### Exercise
Repeat each line of the material below exactly as it appears, minus any pictures.

Begin Data section

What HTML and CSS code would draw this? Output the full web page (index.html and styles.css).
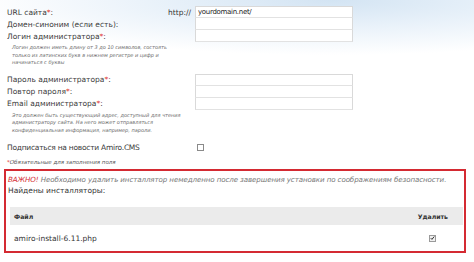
FILE: index.html
```html
<!DOCTYPE html>
<html lang="ru">
<head>
<meta charset="utf-8">
<link rel="stylesheet" href="styles.css">
</head>
<body>
<div class="page">
  <div class="form">
    <div class="row">
      <div class="lbl"><span>URL сайта<span class="req">*</span>:</span><span class="prefix">http://</span></div>
      <div class="input">yourdomain.net/</div>
    </div>
    <div class="row">
      <div class="lbl"><span>Домен-синоним (если есть):</span></div>
      <div class="input"></div>
    </div>
    <div class="row">
      <div class="lbl"><span>Логин администратора<span class="req">*</span>:</span></div>
      <div class="input"></div>
    </div>
    <p class="help">Логин должен иметь длину от 3 до 10 символов, состоять<br>только из латинских букв в нижнем регистре и цифр и<br>начинаться с буквы</p>
    <div class="row">
      <div class="lbl"><span>Пароль администратора<span class="req">*</span>:</span></div>
      <div class="input"></div>
    </div>
    <div class="row">
      <div class="lbl"><span>Повтор пароля<span class="req">*</span>:</span></div>
      <div class="input"></div>
    </div>
    <div class="row">
      <div class="lbl"><span>Email администратора<span class="req">*</span>:</span></div>
      <div class="input"></div>
    </div>
    <p class="help">Это должен быть существующий адрес, доступный для чтения<br>администратору сайта. На него может отправляться<br>конфиденциальная информация, например, пароли.</p>
    <div class="row sub">
      <div class="lbl"><span class="narrow">Подписаться на новости Amiro.CMS</span></div>
      <div class="cell"><span class="cb"></span></div>
    </div>
  </div>
  <p class="note"><span class="req">*</span>Обязательные для заполнения поля</p>
  <div class="alert">
    <p class="warn"><span class="imp">ВАЖНО!</span> Необходимо удалить инсталлятор немедленно после завершения установки по соображениям безопасности.</p>
    <p class="found">Найдены инсталляторы:</p>
    <table class="files">
      <thead>
        <tr><th class="c-file">Файл</th><th class="c-del">Удалить</th></tr>
      </thead>
      <tbody>
        <tr><td class="c-file">amiro-install-6.11.php</td><td class="c-del"><span class="cb checked"><svg viewBox="0 0 8 8" width="6" height="6"><path d="M1.2 4.2 L3.1 6.2 L6.8 1.6" fill="none" stroke="#222" stroke-width="1.5"/></svg></span></td></tr>
      </tbody>
    </table>
  </div>
</div>
</body>
</html>
```

FILE: styles.css
```css
html, body {
  margin: 0;
  padding: 0;
}
body {
  width: 474px;
  height: 262px;
  overflow: hidden;
  font-family: "DejaVu Sans", Verdana, sans-serif;
  font-size: 7.5px;
  color: #3a3a3a;
  background:
    radial-gradient(ellipse 360px 55px at 70% 0, #d3e4f3 0%, rgba(222,235,247,0.65) 50%, rgba(255,255,255,0) 100%),
    #ffffff;
}
.page {
  padding: 6px 0 0 0;
}
.form {
  display: flex;
  flex-direction: column;
  padding-left: 7px;
}
.row {
  display: flex;
  height: 12px;
  align-items: center;
}
.lbl {
  width: 188px;
  display: flex;
  justify-content: space-between;
  align-items: center;
  white-space: nowrap;
}
.narrow {
  letter-spacing: -0.25px;
}
.prefix {
  padding-right: 4px;
  color: #333;
}
.req {
  color: #e0352b;
}
.input {
  box-sizing: border-box;
  width: 158px;
  height: 12px;
  border: 1px solid #d9d9d9;
  border-bottom-color: #e2e2e2;
  background: #fff;
  font-size: 7px;
  line-height: 10px;
  padding-left: 2px;
  color: #222;
  letter-spacing: -0.3px;
}
.row + .row .input {
  border-top: none;
}
.help {
  margin: 2px 0 7px 5px;
  font-size: 5px;
  line-height: 7.5px;
  font-style: italic;
  color: #6b6b6b;
}
.cell {
  display: flex;
  align-items: center;
  padding-left: 2px;
}
.cb {
  box-sizing: border-box;
  display: inline-flex;
  align-items: center;
  justify-content: center;
  width: 7px;
  height: 7px;
  border: 1px solid #8a8a8a;
  background: #fff;
}
.cb.checked {
  border-color: #9a9a9a;
  background: #f0f0f0;
}
.note {
  margin: 5px 0 0 7px;
  font-size: 5.5px;
  line-height: 8px;
  font-style: italic;
  color: #555;
}
.alert {
  margin: 3px 8px 0 4px;
  border: 2px solid #d42a32;
  padding: 3px 1px 0 2px;
  height: 77px;
  box-sizing: content-box;
}
.warn {
  margin: 0;
  font-style: italic;
  font-size: 7.1px;
  line-height: 11px;
  color: #777;
  white-space: nowrap;
  letter-spacing: -0.1px;
}
.imp {
  color: #d42a32;
}
.found {
  margin: 0;
  line-height: 11px;
  color: #333;
}
.files {
  margin: 11px 0 0 2px;
  width: 453px;
  border-collapse: collapse;
}
.files th {
  background: #ebebeb;
  height: 18px;
  padding: 0 4px;
  font-size: 6.2px;
  font-weight: bold;
  color: #333;
  text-align: left;
}
.files th.c-del {
  text-align: right;
  padding-right: 15px;
}
.files td {
  height: 26px;
  padding: 0 4px;
  color: #333;
}
.files td.c-del {
  text-align: right;
  padding-right: 27px;
}
.files td .cb {
  vertical-align: middle;
}
```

End Data section

### Answer to this task
What HTML and CSS code would draw this? Output the full web page (index.html and styles.css).
FILE: index.html
```html
<!DOCTYPE html>
<html lang="ru">
<head>
<meta charset="utf-8">
<link rel="stylesheet" href="styles.css">
</head>
<body>
<div class="page">
  <div class="form">
    <div class="row">
      <div class="lbl"><span>URL сайта<span class="req">*</span>:</span><span class="prefix">http://</span></div>
      <div class="input">yourdomain.net/</div>
    </div>
    <div class="row">
      <div class="lbl"><span>Домен-синоним (если есть):</span></div>
      <div class="input"></div>
    </div>
    <div class="row">
      <div class="lbl"><span>Логин администратора<span class="req">*</span>:</span></div>
      <div class="input"></div>
    </div>
    <p class="help">Логин должен иметь длину от 3 до 10 символов, состоять<br>только из латинских букв в нижнем регистре и цифр и<br>начинаться с буквы</p>
    <div class="row">
      <div class="lbl"><span>Пароль администратора<span class="req">*</span>:</span></div>
      <div class="input"></div>
    </div>
    <div class="row">
      <div class="lbl"><span>Повтор пароля<span class="req">*</span>:</span></div>
      <div class="input"></div>
    </div>
    <div class="row">
      <div class="lbl"><span>Email администратора<span class="req">*</span>:</span></div>
      <div class="input"></div>
    </div>
    <p class="help">Это должен быть существующий адрес, доступный для чтения<br>администратору сайта. На него может отправляться<br>конфиденциальная информация, например, пароли.</p>
    <div class="row sub">
      <div class="lbl"><span class="narrow">Подписаться на новости Amiro.CMS</span></div>
      <div class="cell"><span class="cb"></span></div>
    </div>
  </div>
  <p class="note"><span class="req">*</span>Обязательные для заполнения поля</p>
  <div class="alert">
    <p class="warn"><span class="imp">ВАЖНО!</span> Необходимо удалить инсталлятор немедленно после завершения установки по соображениям безопасности.</p>
    <p class="found">Найдены инсталляторы:</p>
    <table class="files">
      <thead>
        <tr><th class="c-file">Файл</th><th class="c-del">Удалить</th></tr>
      </thead>
      <tbody>
        <tr><td class="c-file">amiro-install-6.11.php</td><td class="c-del"><span class="cb checked"><svg viewBox="0 0 8 8" width="6" height="6"><path d="M1.2 4.2 L3.1 6.2 L6.8 1.6" fill="none" stroke="#222" stroke-width="1.5"/></svg></span></td></tr>
      </tbody>
    </table>
  </div>
</div>
</body>
</html>
```

FILE: styles.css
```css
html, body {
  margin: 0;
  padding: 0;
}
body {
  width: 474px;
  height: 262px;
  overflow: hidden;
  font-family: "DejaVu Sans", Verdana, sans-serif;
  font-size: 7.5px;
  color: #3a3a3a;
  background:
    radial-gradient(ellipse 360px 55px at 70% 0, #d3e4f3 0%, rgba(222,235,247,0.65) 50%, rgba(255,255,255,0) 100%),
    #ffffff;
}
.page {
  padding: 6px 0 0 0;
}
.form {
  display: flex;
  flex-direction: column;
  padding-left: 7px;
}
.row {
  display: flex;
  height: 12px;
  align-items: center;
}
.lbl {
  width: 188px;
  display: flex;
  justify-content: space-between;
  align-items: center;
  white-space: nowrap;
}
.narrow {
  letter-spacing: -0.25px;
}
.prefix {
  padding-right: 4px;
  color: #333;
}
.req {
  color: #e0352b;
}
.input {
  box-sizing: border-box;
  width: 158px;
  height: 12px;
  border: 1px solid #d9d9d9;
  border-bottom-color: #e2e2e2;
  background: #fff;
  font-size: 7px;
  line-height: 10px;
  padding-left: 2px;
  color: #222;
  letter-spacing: -0.3px;
}
.row + .row .input {
  border-top: none;
}
.help {
  margin: 2px 0 7px 5px;
  font-size: 5px;
  line-height: 7.5px;
  font-style: italic;
  color: #6b6b6b;
}
.cell {
  display: flex;
  align-items: center;
  padding-left: 2px;
}
.cb {
  box-sizing: border-box;
  display: inline-flex;
  align-items: center;
  justify-content: center;
  width: 7px;
  height: 7px;
  border: 1px solid #8a8a8a;
  background: #fff;
}
.cb.checked {
  border-color: #9a9a9a;
  background: #f0f0f0;
}
.note {
  margin: 5px 0 0 7px;
  font-size: 5.5px;
  line-height: 8px;
  font-style: italic;
  color: #555;
}
.alert {
  margin: 3px 8px 0 4px;
  border: 2px solid #d42a32;
  padding: 3px 1px 0 2px;
  height: 77px;
  box-sizing: content-box;
}
.warn {
  margin: 0;
  font-style: italic;
  font-size: 7.1px;
  line-height: 11px;
  color: #777;
  white-space: nowrap;
  letter-spacing: -0.1px;
}
.imp {
  color: #d42a32;
}
.found {
  margin: 0;
  line-height: 11px;
  color: #333;
}
.files {
  margin: 11px 0 0 2px;
  width: 453px;
  border-collapse: collapse;
}
.files th {
  background: #ebebeb;
  height: 18px;
  padding: 0 4px;
  font-size: 6.2px;
  font-weight: bold;
  color: #333;
  text-align: left;
}
.files th.c-del {
  text-align: right;
  padding-right: 15px;
}
.files td {
  height: 26px;
  padding: 0 4px;
  color: #333;
}
.files td.c-del {
  text-align: right;
  padding-right: 27px;
}
.files td .cb {
  vertical-align: middle;
}
```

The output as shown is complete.